Collected material →
%%

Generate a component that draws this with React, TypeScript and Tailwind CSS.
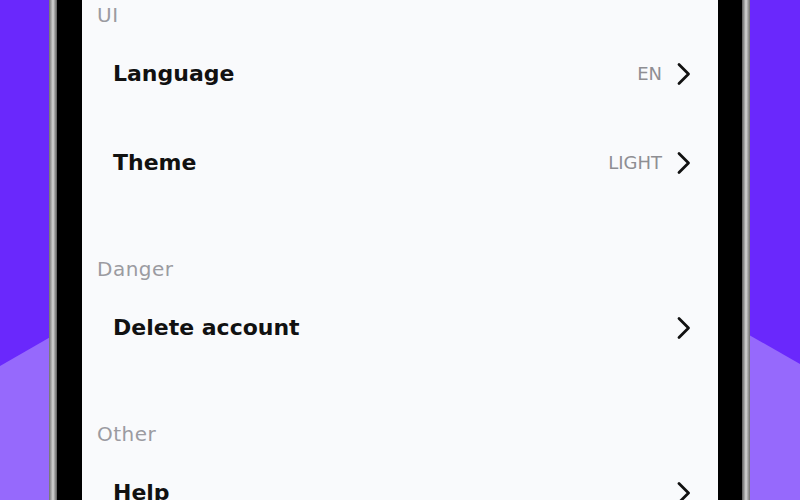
const sections = [
  {
    title: 'UI',
    items: [
      { label: 'Language', value: 'EN' },
      { label: 'Theme', value: 'LIGHT' },
    ],
  },
  {
    title: 'Danger',
    items: [{ label: 'Delete account', value: '' }],
  },
  {
    title: 'Other',
    items: [{ label: 'Help', value: '' }],
  },
];

function Chevron() {
  return (
    <svg width="14" height="24" viewBox="0 0 14 24" fill="none" className="shrink-0">
      <polyline
        points="2,2.5 11.5,12 2,21.5"
        stroke="#111111"
        strokeWidth="2.8"
        strokeLinecap="round"
        strokeLinejoin="round"
      />
    </svg>
  );
}

export default function App() {
  return (
    <div
      className="relative h-[500px] w-[800px] overflow-hidden bg-[#6a28fc]"
      style={{ fontFamily: '"DejaVu Sans", Inter, sans-serif' }}
    >
      {/* backdrop shape */}
      <svg className="absolute inset-0" width="800" height="500" viewBox="0 0 800 500">
        <polygon points="0,366 400,136 800,364 800,500 0,500" fill="#9669fc" />
      </svg>

      {/* Phone */}
      <div className="relative ml-[49px] flex h-full w-[701px]">
        <div className="w-[8px] bg-gradient-to-r from-[#6e6e6e] via-[#d6d6d6] to-[#5c5c5c]" />
        <div className="w-[25px] bg-black" />

        <div className="w-[636px] bg-[#f9fafc] pt-[4px]">
          {sections.map((section, i) => (
            <div key={section.title} className={i > 0 ? 'mt-[51px]' : ''}>
              <div className="flex h-[25px] items-center pb-[4px] pl-[15px] text-[20px] tracking-[0.5px] text-[#9b9ba1]">
                {section.title}
              </div>
              {section.items.map((item) => (
                <div key={item.label} className="flex h-[89px] items-center pl-[31px] pr-[27px]">
                  <span className="flex-1 text-[22px] font-bold text-[#111111]">{item.label}</span>
                  {item.value && (
                    <span className="mr-[15px] text-[18px] text-[#8e8e93]">{item.value}</span>
                  )}
                  <Chevron />
                </div>
              ))}
            </div>
          ))}
        </div>

        <div className="w-[24px] bg-black" />
        <div className="w-[8px] bg-gradient-to-r from-[#5c5c5c] via-[#d6d6d6] to-[#6e6e6e]" />
      </div>
    </div>
  );
}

%%

Direction →
Without the pictures, output the full listing exactly as it stands.

Output of the exercise →
Generate a component that draws this with React, TypeScript and Tailwind CSS.
const sections = [
  {
    title: 'UI',
    items: [
      { label: 'Language', value: 'EN' },
      { label: 'Theme', value: 'LIGHT' },
    ],
  },
  {
    title: 'Danger',
    items: [{ label: 'Delete account', value: '' }],
  },
  {
    title: 'Other',
    items: [{ label: 'Help', value: '' }],
  },
];

function Chevron() {
  return (
    <svg width="14" height="24" viewBox="0 0 14 24" fill="none" className="shrink-0">
      <polyline
        points="2,2.5 11.5,12 2,21.5"
        stroke="#111111"
        strokeWidth="2.8"
        strokeLinecap="round"
        strokeLinejoin="round"
      />
    </svg>
  );
}

export default function App() {
  return (
    <div
      className="relative h-[500px] w-[800px] overflow-hidden bg-[#6a28fc]"
      style={{ fontFamily: '"DejaVu Sans", Inter, sans-serif' }}
    >
      {/* backdrop shape */}
      <svg className="absolute inset-0" width="800" height="500" viewBox="0 0 800 500">
        <polygon points="0,366 400,136 800,364 800,500 0,500" fill="#9669fc" />
      </svg>

      {/* Phone */}
      <div className="relative ml-[49px] flex h-full w-[701px]">
        <div className="w-[8px] bg-gradient-to-r from-[#6e6e6e] via-[#d6d6d6] to-[#5c5c5c]" />
        <div className="w-[25px] bg-black" />

        <div className="w-[636px] bg-[#f9fafc] pt-[4px]">
          {sections.map((section, i) => (
            <div key={section.title} className={i > 0 ? 'mt-[51px]' : ''}>
              <div className="flex h-[25px] items-center pb-[4px] pl-[15px] text-[20px] tracking-[0.5px] text-[#9b9ba1]">
                {section.title}
              </div>
              {section.items.map((item) => (
                <div key={item.label} className="flex h-[89px] items-center pl-[31px] pr-[27px]">
                  <span className="flex-1 text-[22px] font-bold text-[#111111]">{item.label}</span>
                  {item.value && (
                    <span className="mr-[15px] text-[18px] text-[#8e8e93]">{item.value}</span>
                  )}
                  <Chevron />
                </div>
              ))}
            </div>
          ))}
        </div>

        <div className="w-[24px] bg-black" />
        <div className="w-[8px] bg-gradient-to-r from-[#5c5c5c] via-[#d6d6d6] to-[#6e6e6e]" />
      </div>
    </div>
  );
}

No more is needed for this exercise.